Note: all three of the other hard failure types can sometimes be reported as the errors for individual versions in a list like this. This primarily happens because dep is in need of a thorough refactor of its error handling.

It means that the solver was unable to find a combination of versions for all dependencies that satisfy all the rules enforced by the solver. It is crucial to note that, just because dep provides a big list of reasons why each version failed doesn't mean you have to address each one! That's just dep telling you why it ultimately couldn't use each of those versions in a solution.

These rules, and specific remediations for failing to meet them, are described in detail in the section on solver invariants. This section is about the steps to take when solving failures occur in general. But, to set context, here's a summary:

  • [[constraint]] conflicts: when projects in the dependency graph disagree on what versions are acceptable for a project, or where to source it from.
    • Remediation will usually be either changing a [[constraint]] or adding an [[override]], but genuine conflicts may require forking and hacking code.
  • Package validity failure: when an imported package is quite obviously not capable of being built.
    • There usually isn't much remediation here beyond "stop importing that," as it indicates something broken at a particular version.
  • Import comment failure: when the import path used to address a package differs from the import comment the package uses to specify how it should be imported.
    • Remediation is to use the specified import path, instead of whichever one you used.
  • Case-only import variation failure: when two equal-except-for-case imports exist in the same build.
    • Remediation is to pick one case variation to use throughout your project, then manually update all projects in your depgraph to use the new casing.

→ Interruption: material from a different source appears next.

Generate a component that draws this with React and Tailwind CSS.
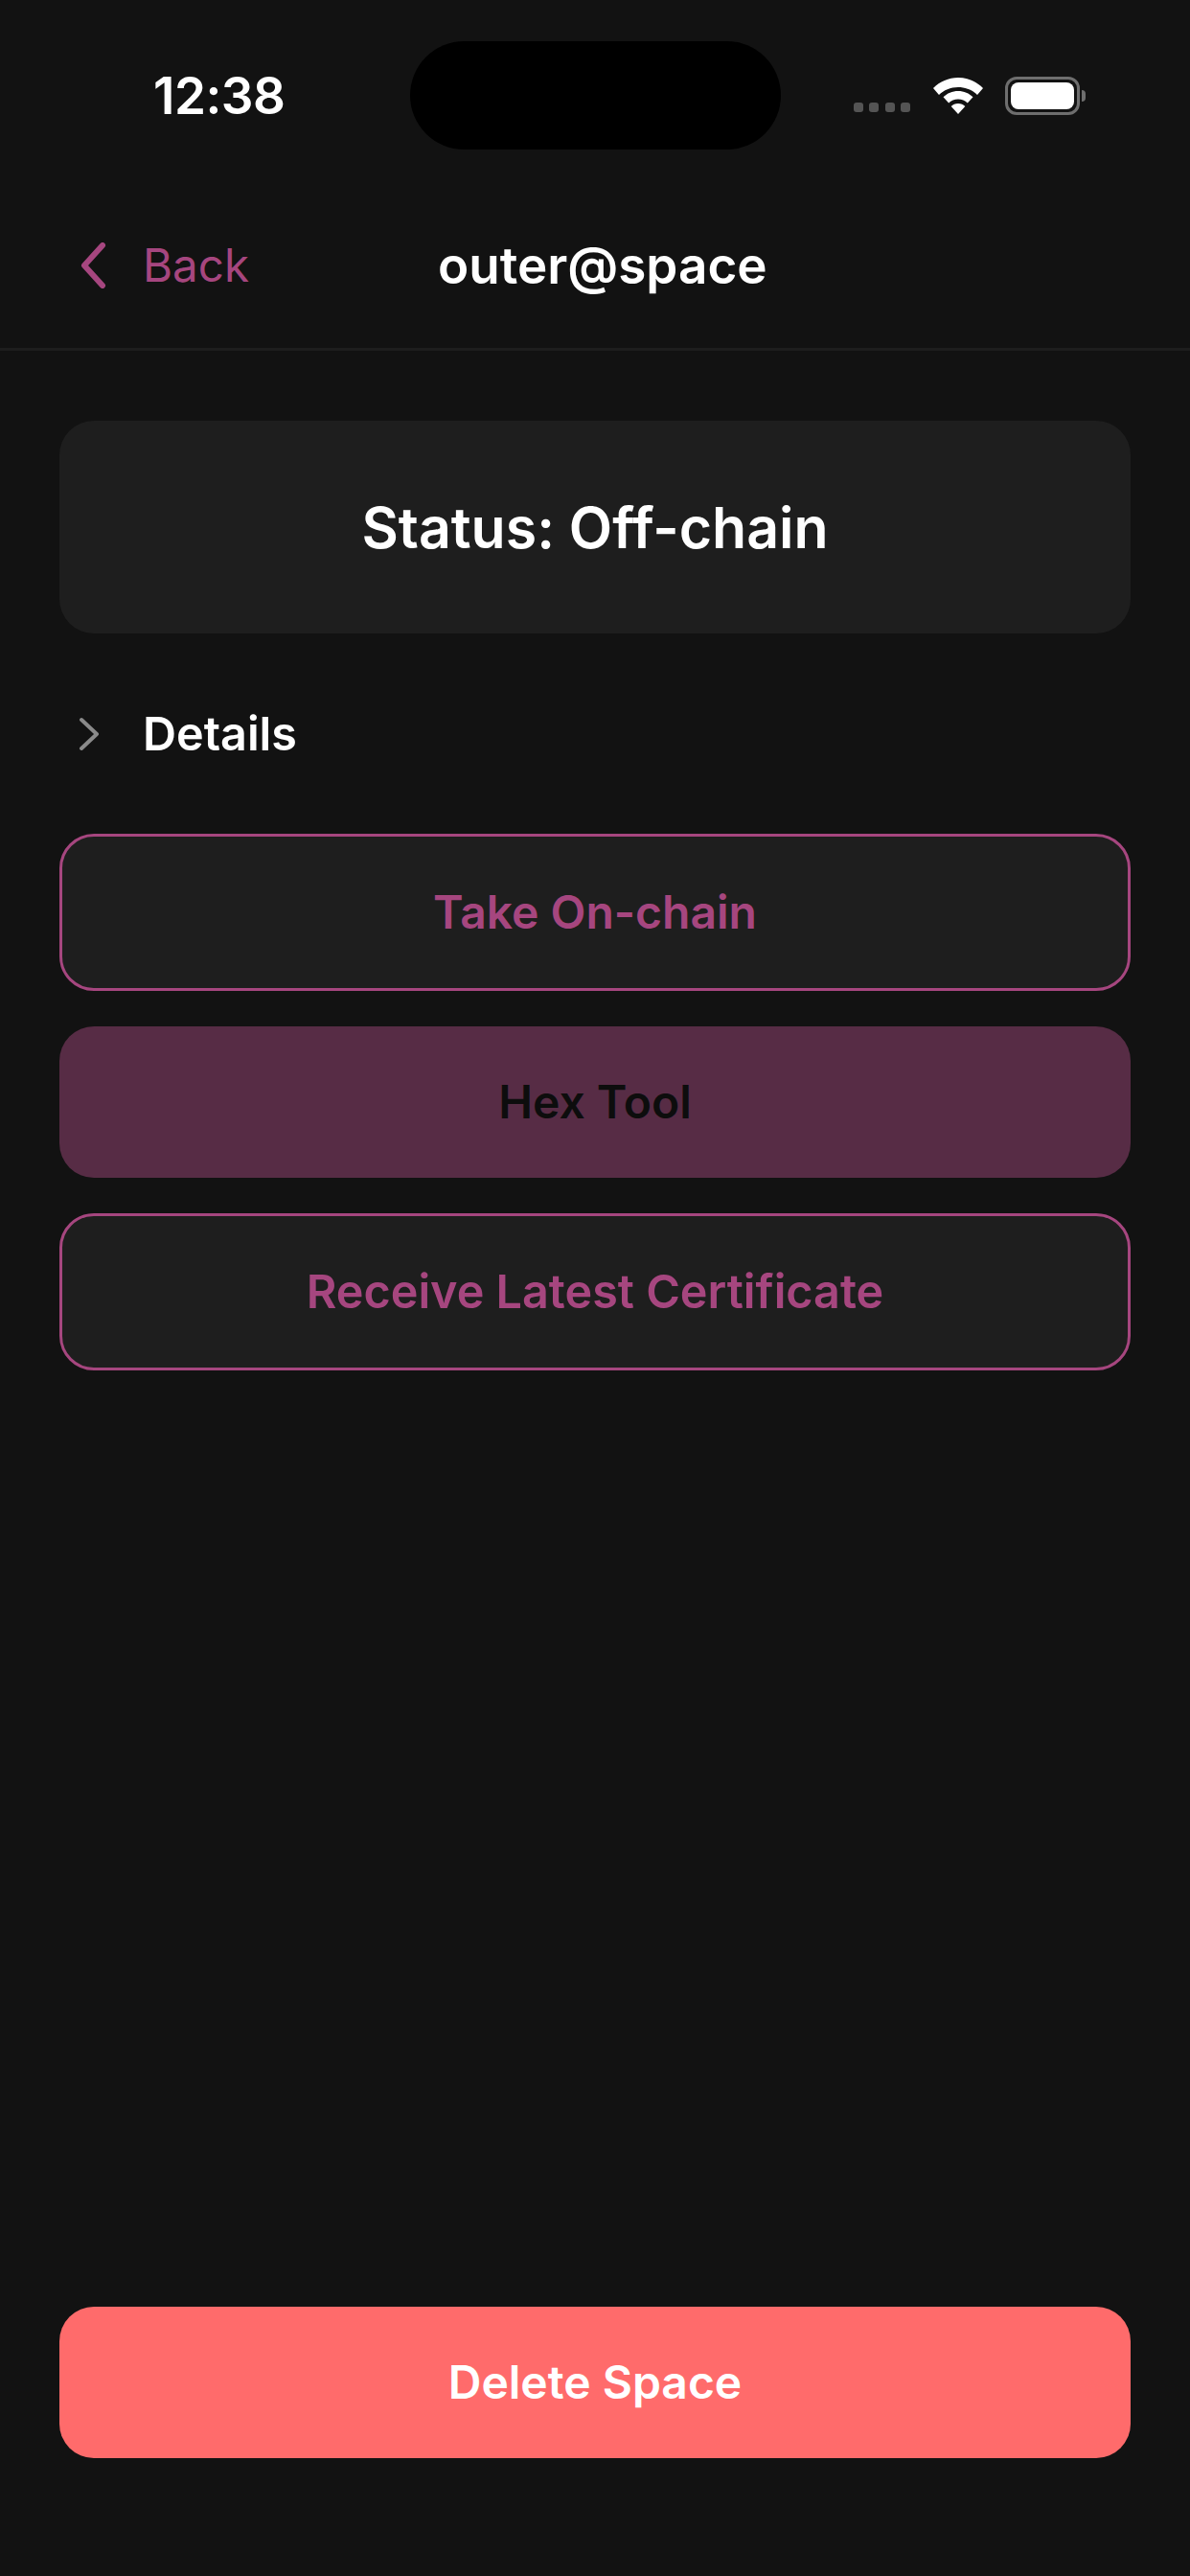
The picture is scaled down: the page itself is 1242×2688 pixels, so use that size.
export default function App() {
  return (
    <div className="relative flex h-[2688px] w-[1242px] flex-col bg-[#121212] font-['Inter','Liberation_Sans',sans-serif]">
      {/* status bar */}
      <div className="relative flex h-[199px] shrink-0 items-start">
        <span className="ml-[160px] mt-[69px] text-[53px] font-semibold leading-[62px] tracking-[-0.5px] text-white">12:38</span>
        <div className="absolute left-[428px] top-[43px] h-[113px] w-[387px] rounded-full bg-black" />
        <div className="absolute left-[891px] top-[107px] flex gap-[6.3px]">
          <span className="h-[10px] w-[10px] rounded-[3px] bg-[#545454]" />
          <span className="h-[10px] w-[10px] rounded-[3px] bg-[#545454]" />
          <span className="h-[10px] w-[10px] rounded-[3px] bg-[#545454]" />
          <span className="h-[10px] w-[10px] rounded-[3px] bg-[#545454]" />
        </div>
        <svg className="absolute left-[973px] top-[80px]" width="54" height="40" viewBox="0 0 54 40">
          <path d="M27 1C17 1 8 5 1 12l6 7C12 14 19 11 27 11s15 3 20 8l6-7C46 5 37 1 27 1Z" fill="#fff" />
          <path d="M27 15c-6 0-11.500 2.300-15.500 6.300l5.700 6.200C19.800 25 23.200 23.600 27 23.600s7.200 1.400 9.800 3.900l5.700-6.200C38.500 17.300 33 15 27 15Z" fill="#fff" />
          <path d="M27 28c-3 0-5.500 1.100-7.300 2.900L27 39l7.300-8.100C32.500 29.100 30 28 27 28Z" fill="#fff" />
        </svg>
        <div className="absolute left-[1049px] top-[80px] flex items-center">
          <div className="flex h-[40px] w-[78px] items-center justify-center rounded-[12px] border-[3px] border-[#6e6e6e]">
            <div className="h-[28px] w-[66px] rounded-[8px] bg-white" />
          </div>
          <div className="ml-[2px] h-[12px] w-[4px] rounded-r-[4px] bg-[#6e6e6e]" />
        </div>
      </div>

      {/* header */}
      <div className="flex h-[167px] shrink-0 items-center border-b-[3px] border-[#1e1e1e] pb-[8px]">
        <svg className="ml-[84px]" width="28" height="48" viewBox="0 0 28 48" fill="none">
          <path d="M23 3 4 24l19 21" stroke="#a6467f" strokeWidth="6" strokeLinecap="round" strokeLinejoin="round" />
        </svg>
        <span className="ml-[37px] w-[116px] text-[47.500px] font-normal leading-[60px] text-[#a6467f]">Back</span>
        <span className="ml-[192px] text-[53px] font-semibold leading-[60px] text-white">outer@space</span>
      </div>

      {/* content */}
      <div className="flex min-h-0 flex-1 flex-col px-[62px] pt-[73px]">
        <div className="flex h-[222px] items-center justify-center rounded-[36px] bg-[#1e1e1e] pt-[2px] text-[59px] font-semibold text-white">
          Status: Off-chain
        </div>

        <div className="mt-[74px] flex h-[62px] items-center">
          <svg className="ml-[19px]" width="24" height="38" viewBox="0 0 24 38" fill="none">
            <path d="M4 4 20 19 4 34" stroke="#8a8a8a" strokeWidth="4" strokeLinecap="round" strokeLinejoin="round" />
          </svg>
          <span className="ml-[44px] text-[48.500px] font-semibold leading-[56px] text-white">Details</span>
        </div>

        <button className="mt-[73px] flex h-[164px] items-center justify-center rounded-[36px] border-[3px] border-[#a6467f] bg-[#1e1e1e] text-[48px] font-semibold text-[#a6467f]">
          Take On-chain
        </button>
        <button className="mt-[37px] flex h-[158px] items-center justify-center rounded-[36px] bg-[#572c45] text-[48px] font-semibold text-[#0d0d0d]">
          Hex Tool
        </button>
        <button className="mt-[37px] flex h-[164px] items-center justify-center rounded-[36px] border-[3px] border-[#a6467f] bg-[#1e1e1e] text-[48.500px] font-semibold text-[#a6467f]">
          Receive Latest Certificate
        </button>

        <button className="mb-[123px] mt-auto flex h-[158px] items-center justify-center rounded-[36px] bg-[#ff6b6b] text-[48px] font-semibold text-white">
          Delete Space
        </button>
      </div>
    </div>
  );
}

Let's break down the process of addressing a solving failure into a series of steps:

  1. First, look through the failed versions list for a version of the dependency that works for you (or a failure that seems fixable), then try to work that one out. Often enough, you'll see a single failure repeated across the entire version list, which makes it pretty clear what problem you need to solve.
  2. Take the remediation steps specific to that failure.
  3. Re-run the same command you ran that produced the failure. There are three possible outcomes:
    1. Success!
    2. Your fix was ineffective - the same failure re-occurs. Either re-examine your fix (step 2), or look for a new failure to fix (step 1).
    3. Your fix was effective, but some new failure arose. Return to step 1 with the new failure list.